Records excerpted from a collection
● ● ●

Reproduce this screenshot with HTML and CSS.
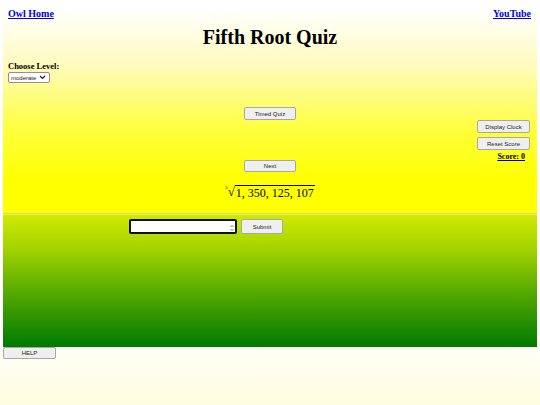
FILE: index.html
```html
<!DOCTYPE html>
<html lang="en">
<head>
    <meta charset="UTF-8">
    <title>Fifth Root Quiz</title>
    <link rel="stylesheet" href="styles.css">
</head>
<body>
    <div class="page">
        <div class="top">
            <div class="nav">
                <a href="#" class="nav-link">Owl Home</a>
                <a href="#" class="nav-link">YouTube</a>
            </div>
            <h1 class="title">Fifth Root Quiz</h1>

            <div class="level">
                <div class="level-label">Choose Level:</div>
                <div class="select">moderate
                    <svg width="7" height="5" viewBox="0 0 7 5"><path d="M1 1 L3.5 3.5 L6 1" fill="none" stroke="#222" stroke-width="1.2"/></svg>
                </div>
            </div>

            <div class="quiz-area">
                <div></div>
                <div class="center-col">
                    <button class="btn btn-wide">Timed Quiz</button>
                    <button class="btn btn-wide next">Next</button>
                    <div class="root">
                        <span class="root-index">5</span><span class="root-sign">√</span><span class="radicand">1, 350, 125, 107</span>
                    </div>
                </div>
                <div class="side-col">
                    <button class="btn btn-side">Display Clock</button>
                    <button class="btn btn-side">Reset Score</button>
                    <a href="#" class="score">Score: 0</a>
                </div>
            </div>
        </div>

        <div class="divider"></div>

        <div class="bottom">
            <div class="answer-row">
                <div class="answer">
                    <span class="spin">
                        <svg width="4" height="8" viewBox="0 0 4 8"><path d="M0.5 3 L2 1.5 L3.5 3 M0.5 5 L2 6.5 L3.5 5" fill="none" stroke="#555" stroke-width="0.8"/></svg>
                    </span>
                </div>
                <button class="btn submit">Submit</button>
            </div>
        </div>
        <button class="btn help">HELP</button>
    </div>
</body>
</html>
```

FILE: styles.css
```css
* {
    box-sizing: border-box;
}

html, body {
    height: 100%;
}

body {
    margin: 0;
    font-family: 'Liberation Serif', serif;
    background: linear-gradient(#ffffff 80%, #fffde0 100%);
}

.page {
    margin: 0 3px;
}

.top {
    height: 213px;
    padding: 0 5px;
    background: linear-gradient(#ffffff 4%, #fffbc0 30%, #ffff40 60%, #ffff00 85%);
}

.nav {
    display: flex;
    justify-content: space-between;
    padding-top: 8px;
    padding-right: 1px;
}

.nav-link {
    color: #0000ee;
    font-weight: bold;
    font-size: 10px;
}

.title {
    margin: 6px 0 0;
    text-align: center;
    font-size: 20px;
    line-height: 24px;
}

.level {
    margin-top: 12px;
}

.level-label {
    font-weight: bold;
    font-size: 8.5px;
    line-height: 10px;
}

.select {
    margin-top: 1px;
    width: 42px;
    height: 11px;
    display: flex;
    align-items: center;
    justify-content: space-between;
    padding: 0 3px 0 2px;
    background: #fff;
    border: 1px solid #8f8f8f;
    border-radius: 2px;
    font-family: 'Liberation Sans', sans-serif;
    font-size: 6px;
    color: #222;
}

.quiz-area {
    display: grid;
    grid-template-columns: 1fr auto 1fr;
    margin-top: 24px;
}

.center-col {
    display: flex;
    flex-direction: column;
    align-items: center;
}

.btn {
    font-family: 'Liberation Sans', sans-serif;
    font-size: 6px;
    color: #222;
    background: #efefef;
    border: 1px solid #a8a8a8;
    border-radius: 2px;
    padding: 0;
    cursor: pointer;
}

.btn-wide {
    width: 52px;
    height: 13px;
}

.next {
    margin-top: 40px;
    height: 12px;
}

.root {
    margin-top: 12px;
    display: flex;
    align-items: flex-start;
    font-size: 12px;
    line-height: 14px;
}

.root-index {
    font-size: 5px;
    line-height: 5px;
    margin-top: 1px;
}

.root-sign {
    font-size: 13px;
    line-height: 15px;
}

.radicand {
    border-top: 1px solid #000;
    margin-top: 1px;
    padding: 0 1px;
}

.side-col {
    display: flex;
    flex-direction: column;
    align-items: flex-end;
    padding-top: 13px;
    padding-right: 2px;
}

.btn-side {
    width: 53px;
    height: 13px;
    margin-bottom: 4px;
}

.score {
    color: #000;
    font-weight: bold;
    font-size: 8px;
    line-height: 8px;
    margin-right: 5px;
    margin-top: -1px;
}

.divider {
    height: 2px;
    background: #d9d96a;
    border-bottom: 1px solid #eef05a;
}

.bottom {
    height: 132px;
    background: linear-gradient(#d0ea00 0%, #a4d400 25%, #52a800 60%, #007a00 100%);
}

.answer-row {
    display: flex;
    gap: 4px;
    padding-left: 126px;
    padding-top: 4px;
}

.answer {
    width: 108px;
    height: 15px;
    background: #fff;
    border: 2px solid #111;
    border-radius: 2px;
    display: flex;
    justify-content: flex-end;
    align-items: center;
    padding-right: 1px;
}

.submit {
    width: 42px;
    height: 15px;
}

.help {
    display: block;
    width: 53px;
    height: 12px;
}
```
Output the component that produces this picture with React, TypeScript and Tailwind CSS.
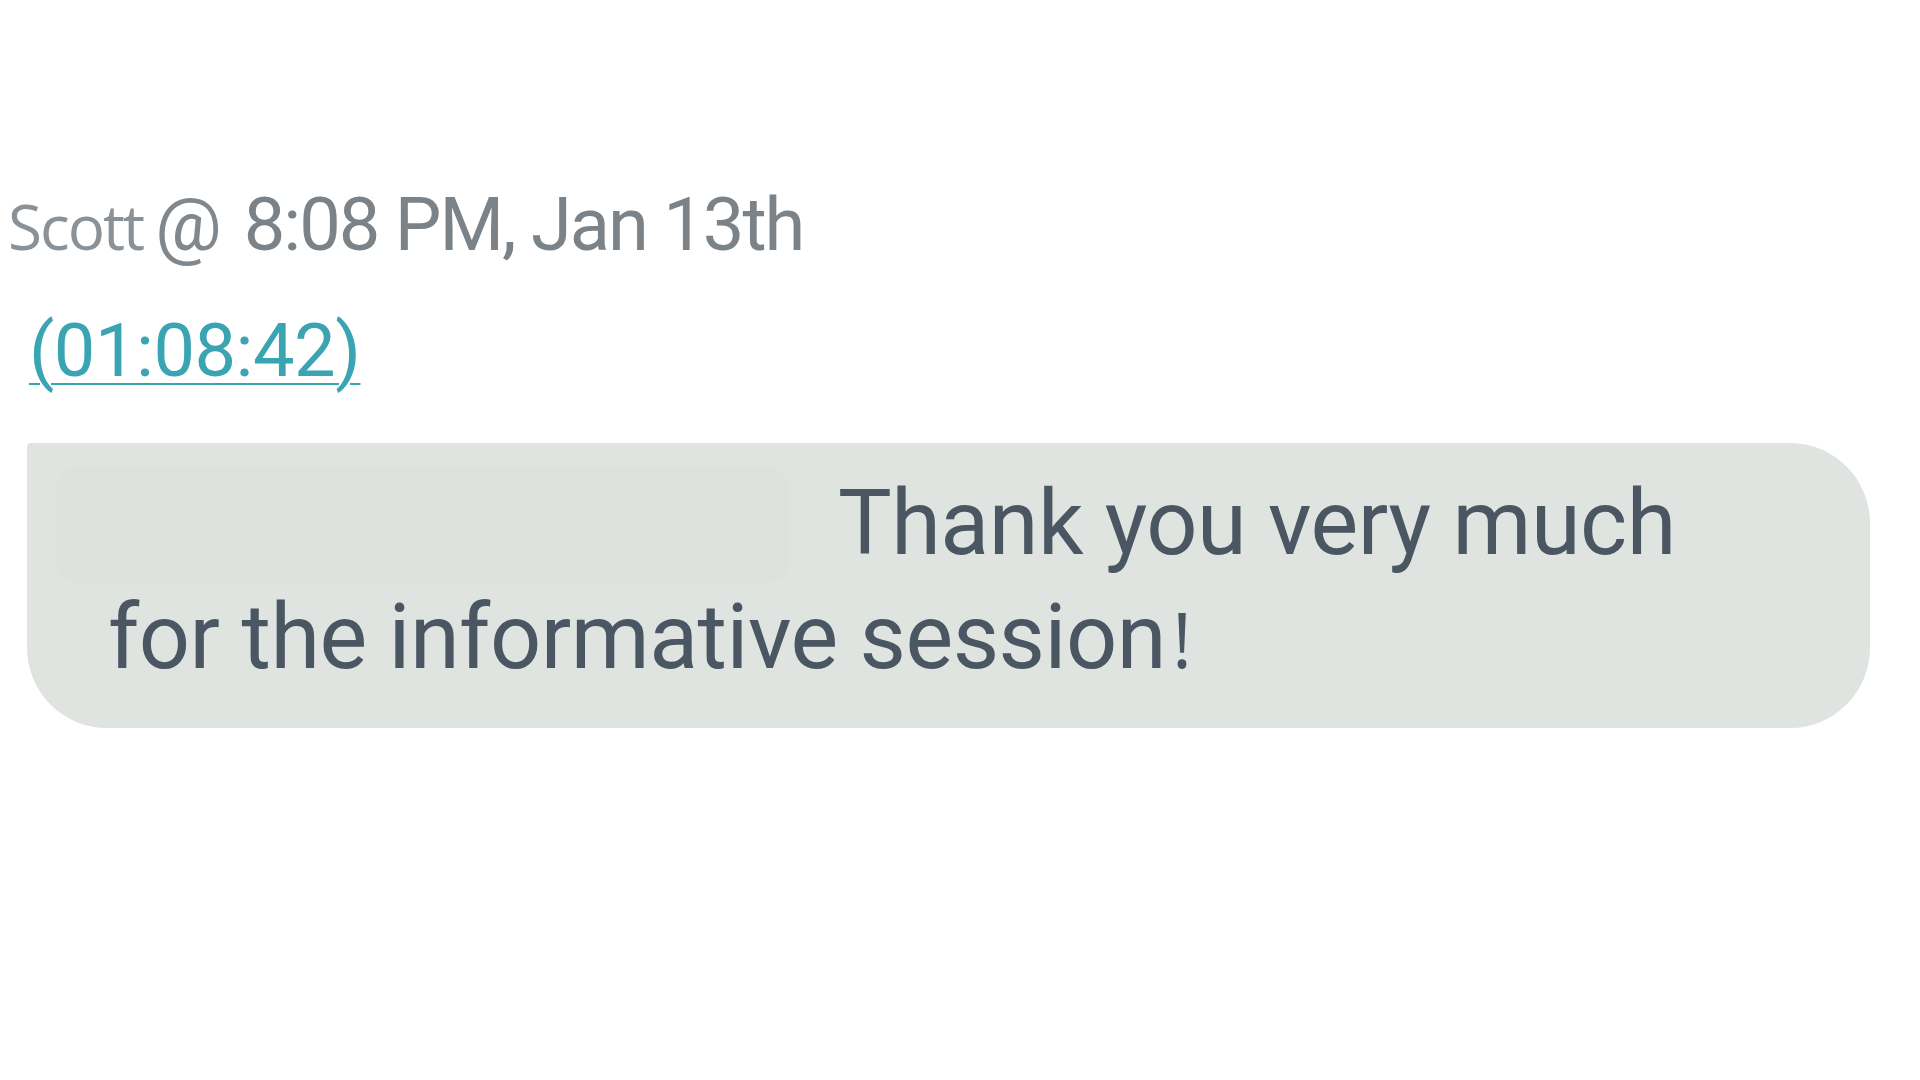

● ● ●

Restate the data above word for word. Skip every picture.

Reproduce this screenshot with HTML and CSS.
FILE: index.html
```html
<!DOCTYPE html>
<html lang="en">
<head>
    <meta charset="UTF-8">
    <title>Fifth Root Quiz</title>
    <link rel="stylesheet" href="styles.css">
</head>
<body>
    <div class="page">
        <div class="top">
            <div class="nav">
                <a href="#" class="nav-link">Owl Home</a>
                <a href="#" class="nav-link">YouTube</a>
            </div>
            <h1 class="title">Fifth Root Quiz</h1>

            <div class="level">
                <div class="level-label">Choose Level:</div>
                <div class="select">moderate
                    <svg width="7" height="5" viewBox="0 0 7 5"><path d="M1 1 L3.5 3.5 L6 1" fill="none" stroke="#222" stroke-width="1.2"/></svg>
                </div>
            </div>

            <div class="quiz-area">
                <div></div>
                <div class="center-col">
                    <button class="btn btn-wide">Timed Quiz</button>
                    <button class="btn btn-wide next">Next</button>
                    <div class="root">
                        <span class="root-index">5</span><span class="root-sign">√</span><span class="radicand">1, 350, 125, 107</span>
                    </div>
                </div>
                <div class="side-col">
                    <button class="btn btn-side">Display Clock</button>
                    <button class="btn btn-side">Reset Score</button>
                    <a href="#" class="score">Score: 0</a>
                </div>
            </div>
        </div>

        <div class="divider"></div>

        <div class="bottom">
            <div class="answer-row">
                <div class="answer">
                    <span class="spin">
                        <svg width="4" height="8" viewBox="0 0 4 8"><path d="M0.5 3 L2 1.5 L3.5 3 M0.5 5 L2 6.5 L3.5 5" fill="none" stroke="#555" stroke-width="0.8"/></svg>
                    </span>
                </div>
                <button class="btn submit">Submit</button>
            </div>
        </div>
        <button class="btn help">HELP</button>
    </div>
</body>
</html>
```

FILE: styles.css
```css
* {
    box-sizing: border-box;
}

html, body {
    height: 100%;
}

body {
    margin: 0;
    font-family: 'Liberation Serif', serif;
    background: linear-gradient(#ffffff 80%, #fffde0 100%);
}

.page {
    margin: 0 3px;
}

.top {
    height: 213px;
    padding: 0 5px;
    background: linear-gradient(#ffffff 4%, #fffbc0 30%, #ffff40 60%, #ffff00 85%);
}

.nav {
    display: flex;
    justify-content: space-between;
    padding-top: 8px;
    padding-right: 1px;
}

.nav-link {
    color: #0000ee;
    font-weight: bold;
    font-size: 10px;
}

.title {
    margin: 6px 0 0;
    text-align: center;
    font-size: 20px;
    line-height: 24px;
}

.level {
    margin-top: 12px;
}

.level-label {
    font-weight: bold;
    font-size: 8.5px;
    line-height: 10px;
}

.select {
    margin-top: 1px;
    width: 42px;
    height: 11px;
    display: flex;
    align-items: center;
    justify-content: space-between;
    padding: 0 3px 0 2px;
    background: #fff;
    border: 1px solid #8f8f8f;
    border-radius: 2px;
    font-family: 'Liberation Sans', sans-serif;
    font-size: 6px;
    color: #222;
}

.quiz-area {
    display: grid;
    grid-template-columns: 1fr auto 1fr;
    margin-top: 24px;
}

.center-col {
    display: flex;
    flex-direction: column;
    align-items: center;
}

.btn {
    font-family: 'Liberation Sans', sans-serif;
    font-size: 6px;
    color: #222;
    background: #efefef;
    border: 1px solid #a8a8a8;
    border-radius: 2px;
    padding: 0;
    cursor: pointer;
}

.btn-wide {
    width: 52px;
    height: 13px;
}

.next {
    margin-top: 40px;
    height: 12px;
}

.root {
    margin-top: 12px;
    display: flex;
    align-items: flex-start;
    font-size: 12px;
    line-height: 14px;
}

.root-index {
    font-size: 5px;
    line-height: 5px;
    margin-top: 1px;
}

.root-sign {
    font-size: 13px;
    line-height: 15px;
}

.radicand {
    border-top: 1px solid #000;
    margin-top: 1px;
    padding: 0 1px;
}

.side-col {
    display: flex;
    flex-direction: column;
    align-items: flex-end;
    padding-top: 13px;
    padding-right: 2px;
}

.btn-side {
    width: 53px;
    height: 13px;
    margin-bottom: 4px;
}

.score {
    color: #000;
    font-weight: bold;
    font-size: 8px;
    line-height: 8px;
    margin-right: 5px;
    margin-top: -1px;
}

.divider {
    height: 2px;
    background: #d9d96a;
    border-bottom: 1px solid #eef05a;
}

.bottom {
    height: 132px;
    background: linear-gradient(#d0ea00 0%, #a4d400 25%, #52a800 60%, #007a00 100%);
}

.answer-row {
    display: flex;
    gap: 4px;
    padding-left: 126px;
    padding-top: 4px;
}

.answer {
    width: 108px;
    height: 15px;
    background: #fff;
    border: 2px solid #111;
    border-radius: 2px;
    display: flex;
    justify-content: flex-end;
    align-items: center;
    padding-right: 1px;
}

.submit {
    width: 42px;
    height: 15px;
}

.help {
    display: block;
    width: 53px;
    height: 12px;
}
```
Output the component that produces this picture with React, TypeScript and Tailwind CSS.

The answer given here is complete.